La loi française sur le devoir de vigilance du 27 mars 2017 oblige les grandes entreprises à identifier les risques d’atteinte aux droits humains et à l’environnement sur leurs chaînes d’approvisionnement, et à prendre des mesures pour les éviter. Toutefois, comme le souligne l’association « Notre Affaire à Tous », cette législation ne prévoit ni contrôle systématique, ni sanction en cas de non-conformité. Dans ce contexte, le benchmark de la vigilance climatique vise à évaluer le respect de ces obligations légales par les multinationales françaises.

Une analyse juridique comparative rigoureuse

L’étude évalue les performances climatiques de 26 multinationales françaises parmi les plus émettrices de gaz à effet de serre (GES), notamment issues des secteurs de l’énergie, la finance, l’industrie, le transport, la construction et l’agro-alimentaire. L’analyse se fonde sur les documents officiels publiés par ces entreprises (document d’enregistrement universel, stratégie climat, plan de vigilance).

Les entreprises sont notées sur 100 points, selon cinq critères principaux, tels que le traçage des émissions de GES, l’identification des dangers liés au changement climatique, les objectifs généraux de lutte contre ce phénomène, la mise en œuvre de mesures concrètes, et la conformité du plan de vigilance. Parmi les entreprises les mieux notées figurent Schneider Electric (77/100), Michelin (60/100) et Danone (59,5/100). Quant aux entreprises affichant les plus faibles scores, on retrouve Bolloré (20/100), Natixis (12,5/100) et Casino (12,5/100).

Des engagements insuffisants face à l’urgence climatique

Le rapport met en lumière que si la grande majorité des multinationales étudiées ont désormais intégré l’enjeu climatique dans leur plan de vigilance, l’ambition reste limitée. Selon l’association, les objectifs affichés par ces multinationales ne permettraient de réduire leurs émissions que de 12 % d’ici à 2030, ce qui reste bien loin des 50 % requis pour être aligné avec l’objectif des Accords de Paris.

Cette situation est d’autant plus préoccupante que les émissions des scopes 1, 2 et 3 des entreprises étudiées s’élèvent à 2 577 MtCO2eq, ce qui représente à elles seules plus de 4,5 % des émissions mondiales de GES, selon l’étude. Elle souligne également que 17 multinationales sur 26 refusent d’intégrer pleinement les émissions de scope 3 dans leur plan de vigilance, soit en omettant de les comptabiliser entièrement, soit en invoquant la responsabilité collective.

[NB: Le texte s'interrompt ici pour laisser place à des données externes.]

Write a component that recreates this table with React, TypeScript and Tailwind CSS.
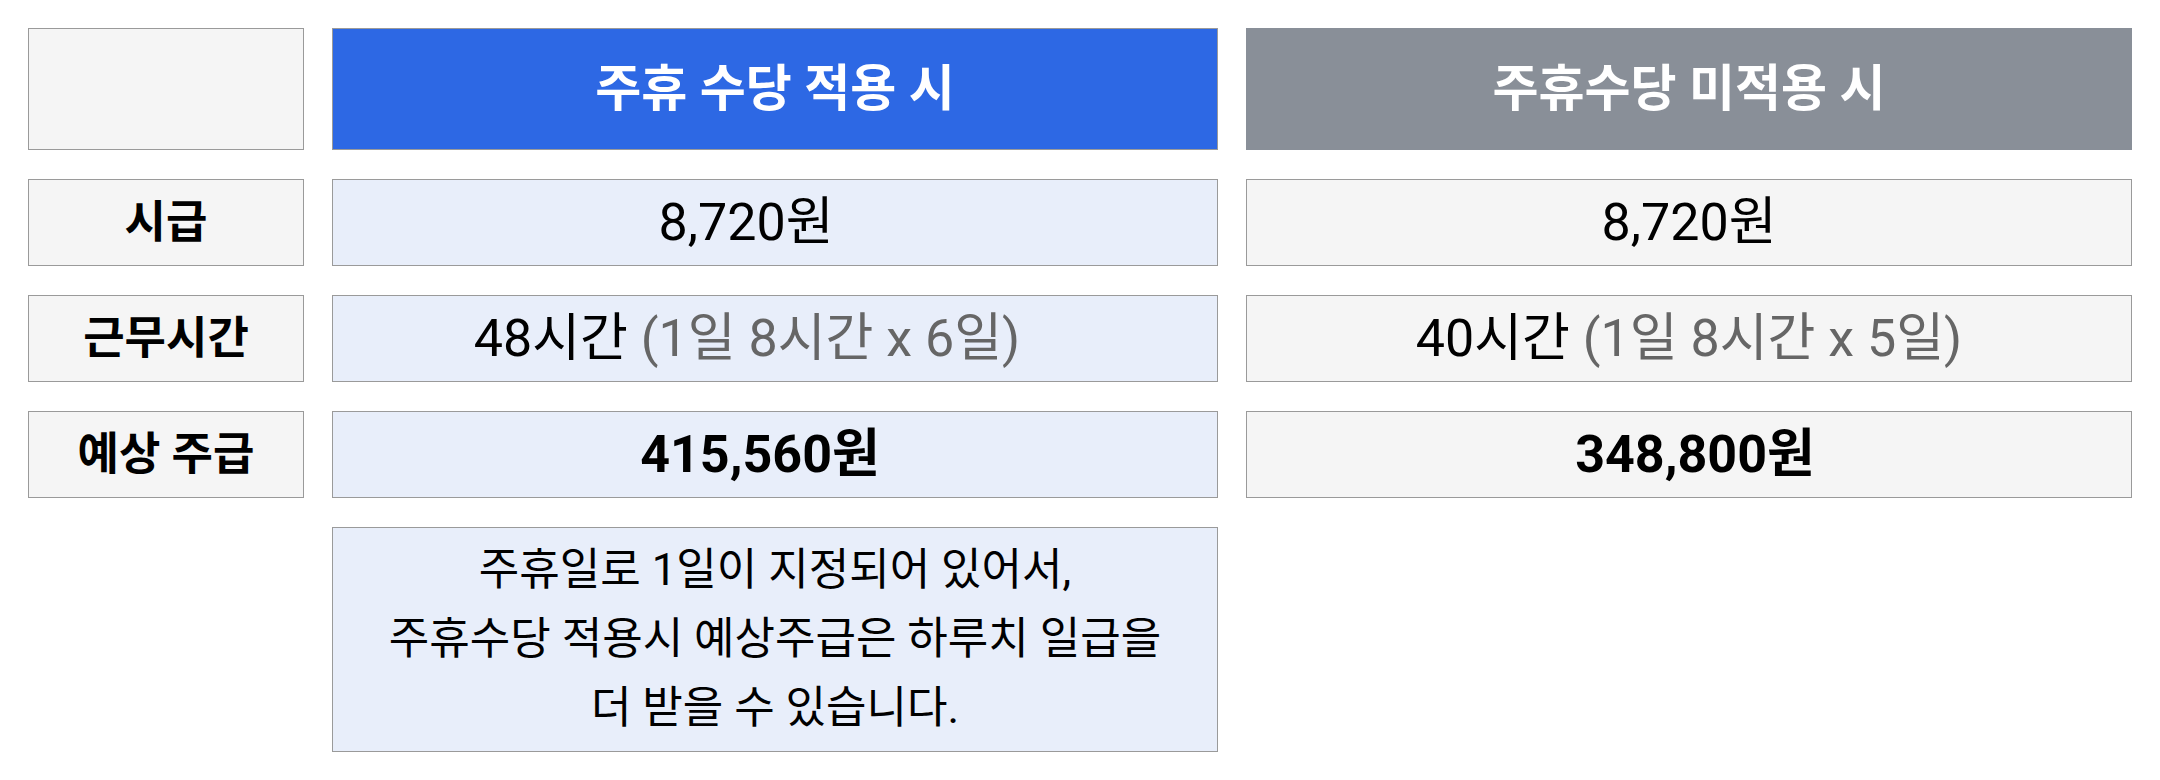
import React from 'react';

const font = { fontFamily: "Roboto, 'Noto Sans CJK KR', sans-serif" };

const Label: React.FC<{ children?: React.ReactNode }> = ({ children }) => (
    <div className="flex items-center justify-center border border-[#9a9a9a] bg-[#f5f5f5] text-[45px] font-bold text-black">
        {children}
    </div>
);

const Cell: React.FC<{ blue?: boolean; bold?: boolean; pad?: string; children?: React.ReactNode }> = ({ blue, bold, pad = '', children }) => (
    <div
        className={[
            'flex items-center justify-center border border-[#9a9a9a] text-[52px] text-black',
            blue ? 'bg-[#e8eefa]' : 'bg-[#f5f5f5]',
            bold ? 'font-bold' : '',
            pad,
        ].join(' ')}
    >
        {children}
    </div>
);

const App: React.FC = () => {
    return (
        <div className="w-[2160px] h-[780px] bg-white pl-[28px] pt-[28px]" style={font}>
            <div className="grid grid-cols-[276px_886px_886px] grid-rows-[122px_87px_87px_87px_225px] gap-x-[28px] gap-y-[29px]">
                {/* 헤더 */}
                <Label />
                <div className="flex items-center justify-center border border-[#9a9a9a] bg-[#2d68e4] text-[50px] font-bold text-white">
                    주휴 수당 적용 시
                </div>
                <div className="flex items-center justify-center bg-[#898f98] text-[50px] font-bold text-white">
                    주휴수당 미적용 시
                </div>

                {/* 시급 */}
                <Label>시급</Label>
                <Cell blue pad="pr-[58px]">8,720원</Cell>
                <Cell>8,720원</Cell>

                {/* 근무시간 */}
                <Label>근무시간</Label>
                <Cell blue pad="pr-[56px]">
                    48시간&nbsp;<span className="text-[#666]">(1일 8시간 x 6일)</span>
                </Cell>
                <Cell>
                    40시간&nbsp;<span className="text-[#666]">(1일 8시간 x 5일)</span>
                </Cell>

                {/* 예상 주급 */}
                <Label>예상 주급</Label>
                <Cell blue bold pad="pr-[30px]">415,560원</Cell>
                <Cell bold pad="pl-[12px]">348,800원</Cell>

                {/* 안내 */}
                <div />
                <div className="flex items-center justify-center border border-[#9a9a9a] bg-[#e8eefa] text-center text-[44px] leading-[69px] text-black">
                    <p>
                        주휴일로 1일이 지정되어 있어서,
                        <br />
                        주휴수당 적용시 예상주급은 하루치 일급을
                        <br />
                        더 받을 수 있습니다.
                    </p>
                </div>
                <div />
            </div>
        </div>
    );
};

export default App;
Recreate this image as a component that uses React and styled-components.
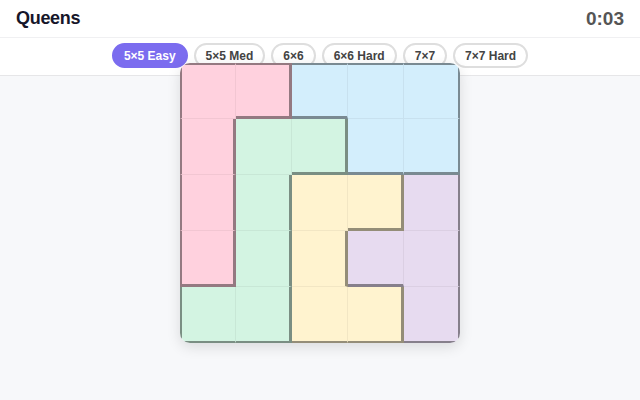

L’échec de l’autorégulation et la nécessité de normes contraignantes

Face à ces constats, « Notre Affaire à Tous » affirme que « l’autorégulation est un échec » et qu’en l’absence de normes contraignantes dont l’application serait contrôlée, les entreprises ne seront pas au rendez-vous de la transition écologique. L’association alerte sur les stratégies déployées par certaines entreprises pour limiter leur responsabilité : renvoi à la responsabilité collective, refus d’adopter des mesures de vigilance sur les émissions de scope 3 ou encore conditionnement de leur transition à l’obtention de subventions publiques malgré des profits parfois considérables.

Dans ce contexte, l’association souligne l’importance de maintenir les obligations prévues dans les directives européennes CSRD et CSDDD, et appelle le Parlement européen et les États membres à rejeter les propositions de la loi Omnibus présentée le 26 février 2025 par la Commission européenne.

Les trois points clés à retenir

  • Si la grande majorité des entreprises étudiée a intégré le climat dans leur plan de vigilance, les objectifs actuels manquent d’ambition : ils permettraient une réduction des émissions de GES de seulement 12 % d’ici à 2030, loin des 50 % requis par l’Accord de Paris.
  • Les 26 multinationales étudiées ont le pouvoir d’agir sur 4,51 % des émissions mondiales de GES, ce qui démontre l’importance de réglementer efficacement leur impact environnemental.
  • Le benchmark conclut à l’échec de l’autorégulation et plaide pour le maintien de normes européennes ambitieuses pour contraindre les entreprises à faire leur part dans la lutte contre le réchauffement climatique.